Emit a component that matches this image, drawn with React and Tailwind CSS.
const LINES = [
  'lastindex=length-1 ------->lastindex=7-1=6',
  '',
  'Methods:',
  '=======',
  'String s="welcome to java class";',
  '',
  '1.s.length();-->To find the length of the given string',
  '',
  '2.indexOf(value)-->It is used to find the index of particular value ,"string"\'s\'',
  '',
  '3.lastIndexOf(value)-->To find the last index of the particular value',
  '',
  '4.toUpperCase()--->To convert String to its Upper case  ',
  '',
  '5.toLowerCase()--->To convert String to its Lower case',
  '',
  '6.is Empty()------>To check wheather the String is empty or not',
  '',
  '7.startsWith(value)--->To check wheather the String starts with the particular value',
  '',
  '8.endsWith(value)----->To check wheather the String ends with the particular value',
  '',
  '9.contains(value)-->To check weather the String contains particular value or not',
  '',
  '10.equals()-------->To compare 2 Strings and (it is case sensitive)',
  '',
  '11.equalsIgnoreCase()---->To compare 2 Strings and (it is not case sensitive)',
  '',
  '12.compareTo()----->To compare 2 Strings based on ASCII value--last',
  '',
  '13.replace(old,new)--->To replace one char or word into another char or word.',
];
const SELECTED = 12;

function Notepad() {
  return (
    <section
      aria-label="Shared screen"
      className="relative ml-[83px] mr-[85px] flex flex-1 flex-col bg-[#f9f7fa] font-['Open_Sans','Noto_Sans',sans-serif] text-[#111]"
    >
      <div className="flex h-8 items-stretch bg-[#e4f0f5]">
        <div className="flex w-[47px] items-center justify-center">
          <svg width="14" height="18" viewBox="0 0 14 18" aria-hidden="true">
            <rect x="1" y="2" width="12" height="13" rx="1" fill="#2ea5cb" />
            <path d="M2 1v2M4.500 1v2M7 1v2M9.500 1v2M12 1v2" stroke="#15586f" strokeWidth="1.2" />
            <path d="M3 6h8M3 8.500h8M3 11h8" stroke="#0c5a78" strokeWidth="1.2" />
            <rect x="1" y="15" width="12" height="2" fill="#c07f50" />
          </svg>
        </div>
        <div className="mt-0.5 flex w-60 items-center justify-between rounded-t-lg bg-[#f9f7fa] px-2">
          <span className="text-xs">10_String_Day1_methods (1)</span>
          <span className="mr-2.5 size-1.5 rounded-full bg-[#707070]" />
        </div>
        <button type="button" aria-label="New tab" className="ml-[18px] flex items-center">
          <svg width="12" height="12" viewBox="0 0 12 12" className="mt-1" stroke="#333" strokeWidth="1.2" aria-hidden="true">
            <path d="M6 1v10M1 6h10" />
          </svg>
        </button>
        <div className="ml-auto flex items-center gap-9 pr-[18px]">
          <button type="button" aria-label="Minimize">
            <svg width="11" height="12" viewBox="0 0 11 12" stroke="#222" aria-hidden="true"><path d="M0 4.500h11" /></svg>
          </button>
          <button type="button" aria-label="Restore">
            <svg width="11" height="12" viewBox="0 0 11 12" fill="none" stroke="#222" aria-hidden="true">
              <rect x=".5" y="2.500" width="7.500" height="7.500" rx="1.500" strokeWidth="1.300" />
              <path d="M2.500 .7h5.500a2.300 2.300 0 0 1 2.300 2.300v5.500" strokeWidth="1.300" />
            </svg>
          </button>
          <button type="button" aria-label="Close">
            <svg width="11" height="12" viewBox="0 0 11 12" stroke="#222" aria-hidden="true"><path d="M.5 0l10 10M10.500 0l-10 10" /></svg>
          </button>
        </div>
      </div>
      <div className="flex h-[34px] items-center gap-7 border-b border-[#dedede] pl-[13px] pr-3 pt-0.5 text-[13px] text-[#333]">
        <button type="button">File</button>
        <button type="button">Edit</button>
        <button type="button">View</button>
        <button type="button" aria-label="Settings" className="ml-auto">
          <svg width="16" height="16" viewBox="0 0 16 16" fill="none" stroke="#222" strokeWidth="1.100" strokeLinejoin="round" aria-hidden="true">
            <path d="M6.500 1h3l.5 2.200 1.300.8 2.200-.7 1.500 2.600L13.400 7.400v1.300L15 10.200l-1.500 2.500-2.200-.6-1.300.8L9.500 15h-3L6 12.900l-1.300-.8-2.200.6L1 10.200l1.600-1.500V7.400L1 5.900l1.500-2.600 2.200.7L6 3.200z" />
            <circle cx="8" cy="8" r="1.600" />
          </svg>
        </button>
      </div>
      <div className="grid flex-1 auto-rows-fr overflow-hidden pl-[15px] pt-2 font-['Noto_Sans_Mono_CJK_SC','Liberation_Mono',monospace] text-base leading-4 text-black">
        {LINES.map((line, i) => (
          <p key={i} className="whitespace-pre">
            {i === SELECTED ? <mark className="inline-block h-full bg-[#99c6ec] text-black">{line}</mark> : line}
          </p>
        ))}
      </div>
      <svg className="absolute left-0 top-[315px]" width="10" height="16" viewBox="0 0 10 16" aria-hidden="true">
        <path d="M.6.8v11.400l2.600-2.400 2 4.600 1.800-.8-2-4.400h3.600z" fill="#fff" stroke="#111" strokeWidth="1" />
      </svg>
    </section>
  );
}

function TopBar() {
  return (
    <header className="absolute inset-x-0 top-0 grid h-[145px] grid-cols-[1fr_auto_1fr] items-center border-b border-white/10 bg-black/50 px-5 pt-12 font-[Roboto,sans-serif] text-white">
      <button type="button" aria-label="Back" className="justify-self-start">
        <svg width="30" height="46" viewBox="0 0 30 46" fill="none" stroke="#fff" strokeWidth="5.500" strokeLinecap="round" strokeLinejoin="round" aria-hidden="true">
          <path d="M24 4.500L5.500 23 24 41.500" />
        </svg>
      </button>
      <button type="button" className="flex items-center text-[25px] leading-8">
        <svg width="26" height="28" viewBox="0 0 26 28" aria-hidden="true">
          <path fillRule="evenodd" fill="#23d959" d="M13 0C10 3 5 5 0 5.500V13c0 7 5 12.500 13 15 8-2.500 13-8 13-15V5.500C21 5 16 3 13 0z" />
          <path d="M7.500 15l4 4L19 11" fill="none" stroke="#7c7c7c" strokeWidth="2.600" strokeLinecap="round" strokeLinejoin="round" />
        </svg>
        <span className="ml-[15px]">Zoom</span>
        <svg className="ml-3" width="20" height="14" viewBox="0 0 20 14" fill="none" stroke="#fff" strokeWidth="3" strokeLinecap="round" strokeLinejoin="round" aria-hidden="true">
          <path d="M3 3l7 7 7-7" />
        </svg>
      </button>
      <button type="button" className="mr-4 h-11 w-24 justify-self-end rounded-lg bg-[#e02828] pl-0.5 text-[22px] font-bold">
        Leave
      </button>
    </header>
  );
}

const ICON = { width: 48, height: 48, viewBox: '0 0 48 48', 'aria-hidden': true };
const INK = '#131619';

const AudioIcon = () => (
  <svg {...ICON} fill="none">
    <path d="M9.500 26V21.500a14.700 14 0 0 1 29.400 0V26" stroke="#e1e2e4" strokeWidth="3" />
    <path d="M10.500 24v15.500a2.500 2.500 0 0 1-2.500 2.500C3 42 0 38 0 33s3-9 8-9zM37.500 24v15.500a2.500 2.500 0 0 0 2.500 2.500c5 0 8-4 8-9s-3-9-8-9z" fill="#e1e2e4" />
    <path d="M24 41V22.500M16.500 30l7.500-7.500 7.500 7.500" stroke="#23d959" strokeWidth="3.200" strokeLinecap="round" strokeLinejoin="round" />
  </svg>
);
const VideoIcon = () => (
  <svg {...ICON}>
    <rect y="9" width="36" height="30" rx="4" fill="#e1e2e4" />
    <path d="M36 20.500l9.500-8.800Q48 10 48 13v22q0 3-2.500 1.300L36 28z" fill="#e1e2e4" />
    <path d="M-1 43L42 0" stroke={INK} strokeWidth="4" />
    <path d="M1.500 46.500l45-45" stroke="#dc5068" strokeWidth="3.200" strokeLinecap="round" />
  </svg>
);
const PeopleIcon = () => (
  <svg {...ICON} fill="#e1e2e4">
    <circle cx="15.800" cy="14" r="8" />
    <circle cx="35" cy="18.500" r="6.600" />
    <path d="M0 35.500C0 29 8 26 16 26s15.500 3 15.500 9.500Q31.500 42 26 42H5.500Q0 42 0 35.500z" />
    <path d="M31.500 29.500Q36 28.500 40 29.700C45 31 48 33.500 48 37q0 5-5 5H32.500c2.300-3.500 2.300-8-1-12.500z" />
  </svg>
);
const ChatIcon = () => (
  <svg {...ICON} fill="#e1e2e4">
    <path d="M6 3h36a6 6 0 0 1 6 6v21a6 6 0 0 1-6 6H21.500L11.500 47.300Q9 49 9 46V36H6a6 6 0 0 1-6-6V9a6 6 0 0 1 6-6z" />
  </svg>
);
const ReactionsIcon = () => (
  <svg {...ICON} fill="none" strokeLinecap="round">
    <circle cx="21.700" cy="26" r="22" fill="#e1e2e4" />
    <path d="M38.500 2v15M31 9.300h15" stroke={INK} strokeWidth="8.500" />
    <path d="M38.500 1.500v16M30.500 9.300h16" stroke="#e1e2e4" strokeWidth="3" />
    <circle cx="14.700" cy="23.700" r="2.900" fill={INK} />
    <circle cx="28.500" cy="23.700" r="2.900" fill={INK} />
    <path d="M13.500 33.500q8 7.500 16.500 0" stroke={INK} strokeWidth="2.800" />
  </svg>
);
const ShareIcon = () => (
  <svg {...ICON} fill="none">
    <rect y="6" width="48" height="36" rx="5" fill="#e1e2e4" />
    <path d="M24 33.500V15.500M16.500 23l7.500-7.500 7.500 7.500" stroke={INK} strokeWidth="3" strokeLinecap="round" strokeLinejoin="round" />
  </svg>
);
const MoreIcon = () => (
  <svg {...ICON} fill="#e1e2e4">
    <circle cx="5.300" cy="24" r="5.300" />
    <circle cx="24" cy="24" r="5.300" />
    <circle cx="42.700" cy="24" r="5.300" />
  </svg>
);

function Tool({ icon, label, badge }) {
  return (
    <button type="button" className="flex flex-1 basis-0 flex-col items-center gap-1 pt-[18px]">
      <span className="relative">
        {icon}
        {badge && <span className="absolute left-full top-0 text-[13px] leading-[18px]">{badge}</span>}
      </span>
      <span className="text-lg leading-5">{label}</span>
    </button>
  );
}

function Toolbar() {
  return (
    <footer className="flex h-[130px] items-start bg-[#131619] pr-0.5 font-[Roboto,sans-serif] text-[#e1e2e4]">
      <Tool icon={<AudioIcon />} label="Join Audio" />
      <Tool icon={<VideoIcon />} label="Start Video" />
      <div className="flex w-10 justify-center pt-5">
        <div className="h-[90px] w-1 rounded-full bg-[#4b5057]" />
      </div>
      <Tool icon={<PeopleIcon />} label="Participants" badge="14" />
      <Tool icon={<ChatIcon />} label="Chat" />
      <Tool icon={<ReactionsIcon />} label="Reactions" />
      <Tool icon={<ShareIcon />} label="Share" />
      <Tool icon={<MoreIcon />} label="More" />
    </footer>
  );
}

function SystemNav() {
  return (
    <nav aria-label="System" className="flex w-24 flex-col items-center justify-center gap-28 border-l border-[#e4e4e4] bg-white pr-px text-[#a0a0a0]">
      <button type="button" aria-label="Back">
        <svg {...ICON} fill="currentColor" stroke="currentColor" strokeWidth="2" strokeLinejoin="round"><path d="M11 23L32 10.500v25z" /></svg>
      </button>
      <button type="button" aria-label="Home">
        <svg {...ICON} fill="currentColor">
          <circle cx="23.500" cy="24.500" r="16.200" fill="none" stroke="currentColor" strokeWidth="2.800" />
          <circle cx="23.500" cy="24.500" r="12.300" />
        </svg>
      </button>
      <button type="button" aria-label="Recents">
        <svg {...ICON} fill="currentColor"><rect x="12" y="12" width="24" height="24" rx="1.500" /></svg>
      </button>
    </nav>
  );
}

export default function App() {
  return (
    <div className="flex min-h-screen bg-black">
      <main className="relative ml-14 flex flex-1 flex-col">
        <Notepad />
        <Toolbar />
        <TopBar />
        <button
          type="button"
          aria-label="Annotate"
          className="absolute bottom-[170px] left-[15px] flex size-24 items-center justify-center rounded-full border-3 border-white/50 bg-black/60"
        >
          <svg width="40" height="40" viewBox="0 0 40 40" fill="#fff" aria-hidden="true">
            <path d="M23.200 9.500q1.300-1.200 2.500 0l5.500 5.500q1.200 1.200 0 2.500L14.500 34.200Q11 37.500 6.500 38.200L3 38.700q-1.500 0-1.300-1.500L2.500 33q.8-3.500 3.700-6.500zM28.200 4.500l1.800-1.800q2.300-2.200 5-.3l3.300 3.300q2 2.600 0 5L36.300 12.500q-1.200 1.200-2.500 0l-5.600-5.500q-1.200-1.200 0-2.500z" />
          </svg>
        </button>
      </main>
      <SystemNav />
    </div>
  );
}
※
List each line in the listing that contains the string "with".

- [CORRECT ANSWER]:
Emit a component that matches this image, drawn with React and Tailwind CSS.
  '7.startsWith(value)--->To check wheather the String starts with the particular value',
  '8.endsWith(value)----->To check wheather the String ends with the particular value',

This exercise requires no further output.